A while back, when I was first getting back into watching anime and reading manga, I wrote a post talking about the romantic comedy genre, specifically, the harem style of story and my frustrations with it. They were the words of a person not yet versed in the tropes and archetypes that comes from well-worn genre.
That being said, I still feel like they’re words that come from an honest place. Now that time has passed and two of my favourite examples of the genre have ended, I thought I might return to the subject and do a follow-up to it. Bare in min though; I’m older, but non the wiser.
A main character with agency
One of my major problems with a lot of harem style romance manga are the main character and how they’re, oftentimes, hardly a character at all. They’re this vessel, filled with patience and infinite kindness, making absurd romantic gestures to anyone and everyone that gets close to them.
Which is fine and everything. The thing that really bugs me about them now is that they oftentimes don’t have an especially strong personality themselves, especially when compared to the girls who’re all in love with him. These guys are often hardworking and diligent. But other than that they’re doormats, going with the flow and getting roped along with every zany scheme going. They don’t seem like actual people.
A really good manga gives the main character as much character, personality and agency as any of the girls. They all have important choices to make in their own lives outside of which girl they’re going to pick. I feel like a lot of manga I read forego that aspect of the story to focus purely on the romance. Which is fine, but ends up feeling kind of shallow to me. It’s like this romance is happening in this little pocket universe where nothing else in the world is actually going on.

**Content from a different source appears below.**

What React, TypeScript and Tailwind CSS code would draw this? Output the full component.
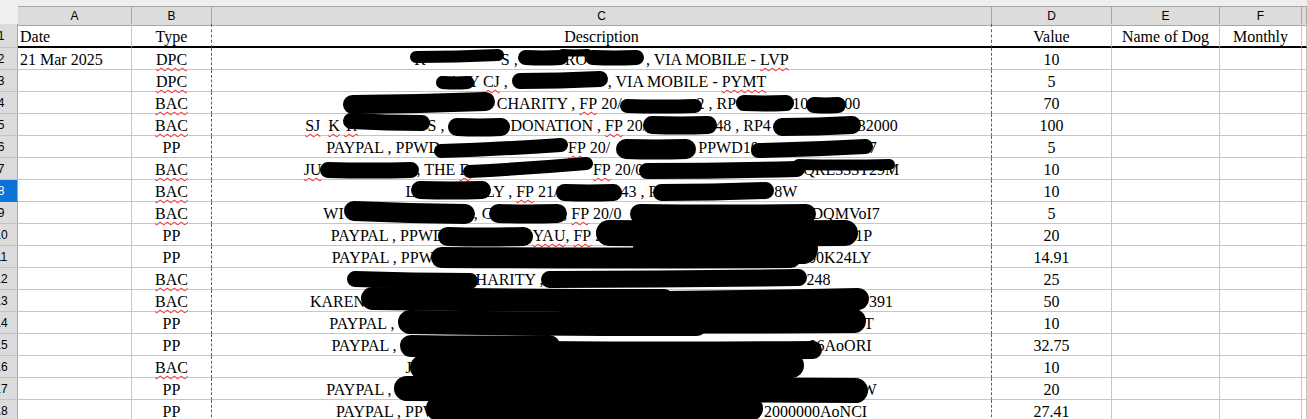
import React from "react";
import clsx from "clsx";

// xa, xb, top, bottom, tilt  (x from the spacer's left edge, y from the row's top)
type Stroke = [number, number, number, number, number?];
type Seg = string | { u: string } | { w: number; s: Stroke[] };

const GRID = "grid grid-cols-[18px_114px_80px_780px_120px_108px_82px_1fr]";
const SANS = "font-['Liberation_Sans',Arial,sans-serif] text-[12px]";

const U = (u: string): Seg => ({ u });
const R = (w: number, s: Stroke[]): Seg => ({ w, s });

type Row = { n: number; a?: string; b: string; c: Seg[]; d: string };

const rows: Row[] = [
  { n: 2, a: "21 Mar 2025", b: "DPC", d: "10", c: ["K", R(75, [[-16, 78, 1, 15, 2]]), "S , ", R(43, [[-4, 46, 2, 17]]), "RO", R(55, [[-2, 57, 2, 17], [-28, 4, 1, 8]]), " , VIA MOBILE - ", U("LVP")] },
  { n: 3, b: "DPC", d: "5", c: ["GA", R(8, [[-24, 14, 6, 19]]), "Y ", U("CJ"), " , ", R(96, [[0, 96, 1, 19, 2]]), ", VIA MOBILE - ", U("PYMT")] },
  { n: 4, b: "BAC", d: "70", c: [R(150, [[0, 152, 0, 22, 3]]), " CHARITY , ", U("FP"), " 20/", R(75, [[-2, 80, 7, 21]]), "2 , RP4", R(48, [[-8, 50, 3, 19]]), "10", R(36, [[-2, 38, 5, 21]]), "00"] },
  { n: 5, b: "BAC", d: "100", c: [U("SJ"), "  ", U("K"), " ", U("Tr"), R(54, [[-15, 72, -1, 17, -2]]), "WS , ", R(62, [[0, 62, 4, 22]]), "DONATION , ", U("FP"), " 20/", R(68, [[-4, 70, 2, 20]]), "48 , RP4", R(87, [[2, 90, 2, 22, 2]]), "32000"] },
  { n: 6, b: "PP", d: "5", c: ["PAYPAL , PPWD", R(128, [[-6, 128, 2, 22, 6]]), U("FP"), " 20/", R(80, [[6, 86, 3, 23]]), ", PPWD10", R(110, [[-8, 114, 3, 22, 4]]), "7"] },
  { n: 7, b: "BAC", d: "10", c: [U("JU"), R(95, [[-2, 97, 4, 20]]), ", THE ", U("D"), R(122, [[-8, 122, -1, 20, 8]]), U("FP"), " 20/0", R(160, [[-4, 162, 3, 21, 2], [150, 252, 1, 12]]), "QRL333T29M"] },
  { n: 8, b: "BAC", d: "10", c: ["LE", R(60, [[-14, 66, 1, 19]]), "LY , ", U("FP"), " 21/", R(62, [[-2, 64, 4, 21]]), "43 , P", R(117, [[-4, 117, 2, 21, 2]]), "8W"] },
  { n: 9, b: "BAC", d: "5", c: ["WI", R(130, [[0, 131, -1, 22, -3]]), ", G", R(70, [[-4, 74, 2, 21]]), ", ", U("FP"), " 20/0", R(190, [[8, 194, 2, 22]]), "DQMVoI7"] },
  { n: 10, b: "PP", d: "20", c: ["PAYPAL , PPWD", R(88, [[-7, 88, 3, 22]]), U("YAU"), ", ", U("FP"), " 2", R(244, [[-7, 255, -4, 22], [30, 215, 10, 40]]), "91P"] },
  { n: 11, b: "PP", d: "14.91", c: ["PAYPAL , PPWI", R(345, [[-8, 362, 1, 22]]), "00000K24LY"] },
  { n: 12, b: "BAC", d: "25", c: [R(103, [[-26, 105, 3, 21, -2]]), "HARITY , ", R(259, [[-6, 260, 1, 20, 2]]), "248"] },
  { n: 13, b: "BAC", d: "50", c: ["KAREN", R(504, [[-4, 310, -3, 22, -2], [190, 504, -2, 24, 4]]), "391"] },
  { n: 14, b: "PP", d: "10", c: ["PAYPAL , ", R(454, [[0, 310, -2, 24, -2], [240, 468, -3, 21]]), "DT"] },
  { n: 15, b: "PP", d: "32.75", c: ["PAYPAL , P", R(399, [[-10, 150, 1, 23], [120, 412, 7, 25]]), "06AoORI"] },
  { n: 16, b: "BAC", d: "10", c: ["J", R(386, [[-2, 392, -3, 24, 2]])] },
  { n: 17, b: "PP", d: "20", c: ["PAYPAL , ", R(466, [[-2, 472, -2, 25, -2]]), "W"] },
  { n: 18, b: "PP", d: "27.41", c: ["PAYPAL , PPW", R(326, [[-12, 325, -4, 21]]), "2000000AoNCI"] },
];

function Wavy({ children }: { children: React.ReactNode }) {
  return (
    <span className="underline decoration-wavy decoration-[#e41c1c] decoration-1 underline-offset-[2px]">
      {children}
    </span>
  );
}

function Redact({ w, s }: { w: number; s: Stroke[] }) {
  return (
    <span className="relative inline-block h-[18px] align-top" style={{ width: w }}>
      <svg className="absolute left-0 top-[-3px] overflow-visible" width={w} height={22}>
        {s.map(([xa, xb, yt, yb, tilt = 0], i) => {
          const t = yb - yt - Math.abs(tilt);
          const yc = (yt + yb) / 2;
          return (
            <path
              key={i}
              d={`M${xa + t / 2} ${yc + tilt / 2} Q${(xa + xb) / 2} ${yc + 1} ${xb - t / 2} ${yc - tilt / 2}`}
              stroke="#000"
              strokeWidth={t}
              strokeLinecap="round"
              fill="none"
            />
          );
        })}
      </svg>
    </span>
  );
}

function Desc({ segs }: { segs: Seg[] }) {
  return (
    <>
      {segs.map((g, i) =>
        typeof g === "string" ? (
          <span key={i}>{g}</span>
        ) : "u" in g ? (
          <Wavy key={i}>{g.u}</Wavy>
        ) : (
          <Redact key={i} w={g.w} s={g.s} />
        )
      )}
    </>
  );
}

function RowHead({ n, sel }: { n: number; sel?: boolean }) {
  return (
    <div
      className={clsx(
        "flex items-center overflow-hidden border-r border-b border-r-[#a8a8a8]",
        sel ? "bg-[#0b74d6] text-white border-b-[#0b74d6]" : "bg-[#dcdcdc] text-black border-b-[#c2c2c2]",
        SANS
      )}
    >
      <span className="ml-[-14px] w-[30px] shrink-0 text-center">{n}</span>
    </div>
  );
}

function Cell({
  children,
  dashed,
  first,
  left,
}: {
  children?: React.ReactNode;
  dashed?: boolean;
  first?: boolean;
  left?: boolean;
}) {
  return (
    <div
      className={clsx(
        "flex items-end border-r whitespace-pre leading-[18px]",
        dashed ? "border-r-[#5f5f5f] [border-right-style:dashed]" : "border-r-[#c6c6c6]",
        first ? "border-b-2 border-b-black" : "border-b border-b-[#c6c6c6]",
        left ? "justify-start pl-[2px]" : "justify-center"
      )}
    >
      {children}
    </div>
  );
}

export default function App() {
  return (
    <div className="h-[419px] w-[1307px] overflow-hidden bg-white text-black font-['Liberation_Serif','Times_New_Roman',serif] text-[16px]">
      <div className="h-[6px] bg-[#efefef]" />

      <div className={clsx(GRID, "h-[18px]", SANS)}>
        <div className="bg-[#efefef]" />
        {["A", "B", "C", "D", "E", "F", ""].map((l, i) => (
          <div
            key={i}
            className="flex items-center justify-center border-t border-r border-b border-[#a8a8a8] bg-[#dcdcdc]"
          >
            {l}
          </div>
        ))}
      </div>

      <div className={clsx(GRID, "h-[24px]")}>
        <RowHead n={1} />
        <Cell first left>Date</Cell>
        <Cell first dashed>Type</Cell>
        <Cell first dashed>Description</Cell>
        <Cell first>Value</Cell>
        <Cell first>Name of Dog</Cell>
        <Cell first>Monthly</Cell>
        <Cell first />
      </div>

      {rows.map((r) => (
        <div key={r.n} className={clsx(GRID, "h-[22px]")}>
          <RowHead n={r.n} sel={r.n === 8} />
          <Cell left>{r.a}</Cell>
          <Cell dashed>{r.b === "PP" ? r.b : <Wavy>{r.b}</Wavy>}</Cell>
          <Cell dashed>
            <Desc segs={r.c} />
          </Cell>
          <Cell>{r.d}</Cell>
          <Cell />
          <Cell />
          <Cell />
        </div>
      ))}
    </div>
  );
}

Which is why I feel like Futaro Uesugi The Quintessential Quintuplets should be the template for way more manga in the genre. The guy has arguably more personality than any of the girls throughout that story, which makes his final choice all the more dramatic for me. I just want the guy to feel like a real person, y’know. Not just some vessel for self insert.
The False Harem
I’ve used this term before on this blog, I’m not sure if it’s an existing concept that goes by a different name. But this is what I’ve been calling it. As you might guess, it’s the kind of harem manga where, while it is technically a harem, it’s super obvious who is going to get picked as the final girl right from the beginning.
I’m talking about manga like Gal Gohan, My Dress-up Darling or Dosanko Gyaru Is Mega Cute, where the story is set up like a harem, with multiple girls who’re in love with the main character. But anyone with half a brain can tell that the “main girl”, quite often the girl the manga itself is named after, is going to be the final girl in the end.
There’s revealing your hand early, and then there’s just adding a bunch of false drama to the romance story for the sake of dragging it out. Sometimes I’d be happier with a more grounded, normal romance if there wasn’t a ton of love triangle nonsense in there to mess everything up. (Although, there’s no lack of those out there either.) Which can make it all the more heart-breaking when a girl who you really like is introduced, and you know right from the start she’s doomed to fail.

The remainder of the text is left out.